Negligence may not always be inferred, however, from the mere fact that an injury *242 occurred. When the circumstances, as revealed by the evidence produced, are as consistent with an unavoidable accident as with negligence, the plaintiff is not entitled to a res ipsa loquitur instruction. See Ballow, 699 P.2d at 722-23 (plaintiff failed to make sufficient showing that fire was probably caused by defendant’s negligence); Curby v. Bennett Glass & Paint Co., 99 Utah 80, 103 P.2d 657, 659 (1940) (no basis in common knowledge to support finding that negligent glass clipping was probable cause of injury); Zampos v. United States Smelting, Refining and Mining Co., 206 F.2d 171, 177 (10th Cir.1953) (finding under Utah law “a complete absence of any showing that the flood was of a character which ordinarily does not occur in the absence of negligence”).

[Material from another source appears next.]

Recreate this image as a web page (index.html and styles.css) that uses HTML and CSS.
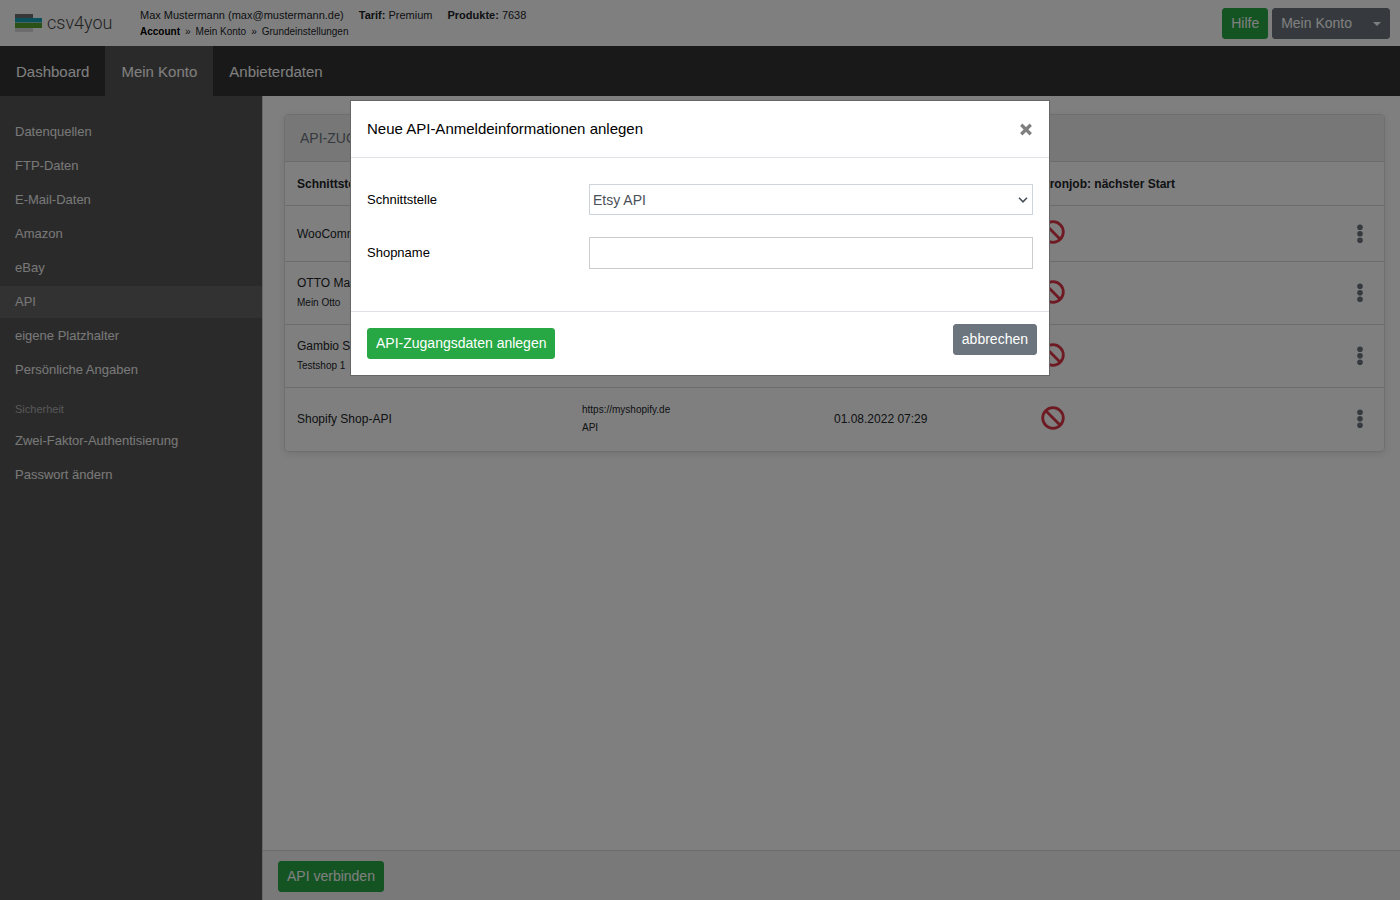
FILE: index.html
```html
<!DOCTYPE html>
<html lang="de">
<head>
<meta charset="utf-8">
<meta name="viewport" content="width=device-width, initial-scale=1">
<title>csv4you – API</title>
<link rel="stylesheet" href="styles.css">
</head>
<body>
<svg class="sprite" aria-hidden="true">
  <symbol id="ban" viewBox="0 0 24 24">
    <circle cx="12" cy="12" r="10.3" fill="none" stroke="currentColor" stroke-width="2.8"/>
    <path d="M4.8 4.8 19.2 19.2" stroke="currentColor" stroke-width="2.8"/>
  </symbol>
  <symbol id="dots" viewBox="0 0 6 20">
    <circle cx="3" cy="3.3" r="2.8" fill="currentColor"/>
    <circle cx="3" cy="9.8" r="2.8" fill="currentColor"/>
    <circle cx="3" cy="16.3" r="2.8" fill="currentColor"/>
  </symbol>
</svg>
<div class="app">
  <header class="topbar">
    <a class="logo" href="#">
      <svg class="logo-mark" viewBox="0 0 27 18" aria-hidden="true">
        <rect width="18" height="4" fill="#6e6e6e"/>
        <rect y="14" width="18" height="4" fill="#d8d8d8"/>
        <rect y="4" width="27" height="5" fill="#14a3b8"/>
        <rect y="9" width="27" height="5" fill="#55a52f"/>
        <rect y="8" width="27" height="1" fill="#8fc9c0"/>
      </svg>
      <span class="logo-text">csv4you</span>
    </a>
    <div class="account">
      <div class="account-line">
        <span>Max Mustermann (max@mustermann.de)</span>
        <span><b>Tarif:</b> Premium</span>
        <span><b>Produkte:</b> 7638</span>
      </div>
      <nav class="crumbs" aria-label="Pfad">
        <b>Account</b><span>»</span><a href="#">Mein Konto</a><span>»</span><a href="#">Grundeinstellungen</a>
      </nav>
    </div>
    <div class="top-actions">
      <button class="btn btn-green" type="button">Hilfe</button>
      <button class="btn btn-gray btn-menu" type="button">Mein Konto<span class="caret"></span></button>
    </div>
  </header>
  <nav class="mainnav" aria-label="Hauptnavigation">
    <a href="#">Dashboard</a>
    <a class="active" href="#">Mein Konto</a>
    <a href="#">Anbieterdaten</a>
  </nav>
  <div class="columns">
    <nav class="sidebar" aria-label="Konto">
      <a href="#">Datenquellen</a>
      <a href="#">FTP-Daten</a>
      <a href="#">E-Mail-Daten</a>
      <a href="#">Amazon</a>
      <a href="#">eBay</a>
      <a class="active" href="#">API</a>
      <a href="#">eigene Platzhalter</a>
      <a href="#">Persönliche Angaben</a>
      <div class="side-title">Sicherheit</div>
      <a href="#">Zwei-Faktor-Authentisierung</a>
      <a href="#">Passwort ändern</a>
    </nav>
    <div class="content">
      <main class="main">
        <section class="card">
          <h1 class="card-title">API-ZUGANGSDATEN</h1>
          <table class="table">
            <colgroup><col class="c-name"><col class="c-data"><col class="c-date"><col class="c-cron"><col class="c-menu"></colgroup>
            <thead>
              <tr><th>Schnittstelle</th><th>Daten</th><th>Erstellt</th><th>Cronjob: nächster Start</th><th></th></tr>
            </thead>
            <tbody>
              <tr class="single">
                <td>WooCommerce</td><td></td><td></td>
                <td><svg class="ban"><use href="#ban"/></svg></td>
                <td class="menu"><button class="dots" type="button" aria-label="Aktionen"><svg><use href="#dots"/></svg></button></td>
              </tr>
              <tr>
                <td>OTTO Market<small>Mein Otto</small></td><td></td><td></td>
                <td><svg class="ban"><use href="#ban"/></svg></td>
                <td class="menu"><button class="dots" type="button" aria-label="Aktionen"><svg><use href="#dots"/></svg></button></td>
              </tr>
              <tr>
                <td>Gambio Shop<small>Testshop 1</small></td><td></td><td></td>
                <td><svg class="ban"><use href="#ban"/></svg></td>
                <td class="menu"><button class="dots" type="button" aria-label="Aktionen"><svg><use href="#dots"/></svg></button></td>
              </tr>
              <tr>
                <td>Shopify Shop-API</td><td class="lines"><small>https://myshopify.de</small><small>API</small></td><td>01.08.2022 07:29</td>
                <td><svg class="ban"><use href="#ban"/></svg></td>
                <td class="menu"><button class="dots" type="button" aria-label="Aktionen"><svg><use href="#dots"/></svg></button></td>
              </tr>
            </tbody>
          </table>
        </section>
      </main>
      <footer class="bottombar">
        <button class="btn btn-green" type="button">API verbinden</button>
      </footer>
    </div>
  </div>
</div>
<div class="overlay">
  <form class="modal" role="dialog" aria-modal="true" aria-labelledby="modal-title">
    <div class="modal-head">
      <h2 id="modal-title">Neue API-Anmeldeinformationen anlegen</h2>
      <button class="close" type="button" aria-label="Schließen">
        <svg viewBox="0 0 12 12"><path d="M1.6 1.6 10.4 10.4M10.4 1.6 1.6 10.4" stroke="currentColor" stroke-width="3"/></svg>
      </button>
    </div>
    <div class="modal-body">
      <div class="field">
        <label for="api">Schnittstelle</label>
        <div class="select-wrap">
          <select id="api"><option>Etsy API</option></select>
          <svg class="chevron" viewBox="0 0 10 6" aria-hidden="true"><path d="M1 .8 5 4.8 9 .8" fill="none" stroke="currentColor" stroke-width="1.6"/></svg>
        </div>
      </div>
      <div class="field">
        <label for="shop">Shopname</label>
        <input id="shop" type="text">
      </div>
    </div>
    <div class="modal-foot">
      <button class="btn btn-green" type="submit">API-Zugangsdaten anlegen</button>
      <button class="btn btn-gray cancel" type="button">abbrechen</button>
    </div>
  </form>
</div>
</body>
</html>
```

FILE: styles.css
```css
* { box-sizing: border-box; }

body {
  margin: 0;
  font: 13px/20px "Liberation Sans", Arial, sans-serif;
  color: #212529;
  background: #fff;
}

a { color: inherit; text-decoration: none; }

.sprite { position: absolute; width: 0; height: 0; }

.app { display: flex; flex-direction: column; min-height: 100vh; }

.btn {
  font: 14px/21px "Liberation Sans", Arial, sans-serif;
  padding: 4px 8px;
  border: 1px solid transparent;
  border-radius: 3px;
  color: #fff;
  cursor: pointer;
}
.btn-green { background: #28a745; border-color: #28a745; }
.btn-gray { background: #6c757d; border-color: #6c757d; }

/* top bar */
.topbar { display: flex; align-items: flex-start; height: 46px; padding: 8px 10px 0 15px; }
.logo { display: flex; align-items: center; gap: 5px; width: 125px; height: 30px; }
.logo-mark { width: 27px; height: 18px; }
.logo-text { font: 300 18px/24px Roboto, sans-serif; color: #444; }
.account { flex: 1; font-size: 11px; line-height: 16px; }
.account-line { display: flex; gap: 15px; line-height: 15px; }
.crumbs { display: flex; gap: 5px; font-size: 10px; line-height: 17px; }
.crumbs b { color: #000; }
.top-actions { display: flex; gap: 4px; }
.btn-menu { display: flex; align-items: center; gap: 21px; }
.caret { border: 4px solid transparent; border-top-color: #fff; border-bottom: 0; }

/* main navigation */
.mainnav { display: flex; height: 50px; background: #333; }
.mainnav a { padding: 0 16px; font-size: 15px; line-height: 52px; color: #fff; }
.mainnav .active { background: #545454; }

.columns { flex: 1; display: flex; }

/* sidebar */
.sidebar {
  flex: 0 0 263px;
  display: flex;
  flex-direction: column;
  gap: 2px;
  padding-top: 20px;
  background: #545454;
  border-right: 1px solid #d0d0d0;
  color: #f0f0f0;
}
.sidebar a { padding: 0 15px; line-height: 32px; }
.sidebar .active { background: #646464; }
.side-title { padding: 7px 15px 0; font-size: 11px; line-height: 28px; color: #b0b0b0; }

/* content */
.content { flex: 1; min-width: 0; display: flex; flex-direction: column; }
.main { flex: 1; padding: 18px 15px 18px 21px; }
.card {
  border: 1px solid #dfdfdf;
  border-radius: 4px;
  box-shadow: 0 2px 8px rgba(0, 0, 0, .1);
}
.card-title {
  margin: 0;
  padding: 13px 15px;
  font-size: 14px;
  font-weight: 400;
  line-height: 20px;
  color: #6c757d;
  background: #efefef;
}
.table { width: 100%; border-collapse: collapse; table-layout: fixed; font-size: 12px; }
.c-name { width: 285px; }
.c-data { width: 252px; }
.c-date { width: 207px; }
.c-menu { width: 50px; }
.table th { height: 44px; padding: 0 12px; text-align: left; border-top: 1px solid #d8d8d8; }
.table td { height: 63px; padding: 0 12px; border-top: 1px solid #d8d8d8; }
.table .single td { height: 56px; }
.table small { display: block; font-size: 10px; line-height: 20px; }
.table .lines small { line-height: 18px; }
.ban { display: block; width: 24px; height: 24px; margin-bottom: 3px; color: #dc3545; }
.table .menu { padding-right: 20px; }
.dots { display: block; margin-left: auto; width: 8px; padding: 0 1px; border: 0; background: none; color: #6c757d; }
.dots svg { display: block; width: 6px; height: 20px; }

.bottombar { padding: 10px 15px 8px; background: #f2f2f2; border-top: 1px solid #d8d8d8; }

/* modal */
.overlay {
  position: fixed;
  inset: 0;
  display: flex;
  justify-content: center;
  align-items: flex-start;
  padding: 100px 16px 16px;
  background: rgba(0, 0, 0, .5);
}
.modal { width: 100%; max-width: 700px; background: #fff; border: 1px solid #666; color: #000; }
.modal-head {
  display: flex;
  justify-content: space-between;
  align-items: center;
  padding: 16px;
  border-bottom: 1px solid #dee2e6;
}
.modal-head h2 { margin: 0; font-size: 15px; font-weight: 400; line-height: 24px; }
.close { padding: 0; border: 0; background: none; color: #7f7f7f; }
.close svg { display: block; width: 14px; height: 13px; }
.modal-body { display: flex; flex-direction: column; gap: 22px; padding: 26px 16px 42px; }
.field { display: grid; grid-template-columns: 1fr 2fr; align-items: center; }
.select-wrap { position: relative; }
.field select,
.field input {
  display: block;
  width: 100%;
  height: 32px;
  padding: 0 3px;
  border: 1px solid #ccc;
  border-radius: 0;
  background: #fff;
  font: 14px "Liberation Sans", Arial, sans-serif;
  color: #495057;
}
.field select { appearance: none; height: 31px; border-color: #ced4da; }
.chevron { position: absolute; right: 5px; top: 13px; width: 10px; height: 6px; color: #495057; pointer-events: none; }
.modal-foot {
  display: flex;
  justify-content: space-between;
  align-items: flex-start;
  padding: 12px 12px 16px 16px;
  border-top: 1px solid #dee2e6;
}
.modal-foot .btn-green { margin-top: 4px; }
```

The probability of negligent conduct on the defendant’s part may be established either by referring to the “common experiences of the community,” or by expert testimony. Ballow, 699 P.2d at 722; Talbot, 440 P.2d at 874. In the instant case, plaintiff presented no expert testimony. We must therefore determine whether there is some basis in common knowledge and experience from which the jury could reasonably have concluded that the presence of livestock on a public highway is more probably than not the result of the owner’s negligence.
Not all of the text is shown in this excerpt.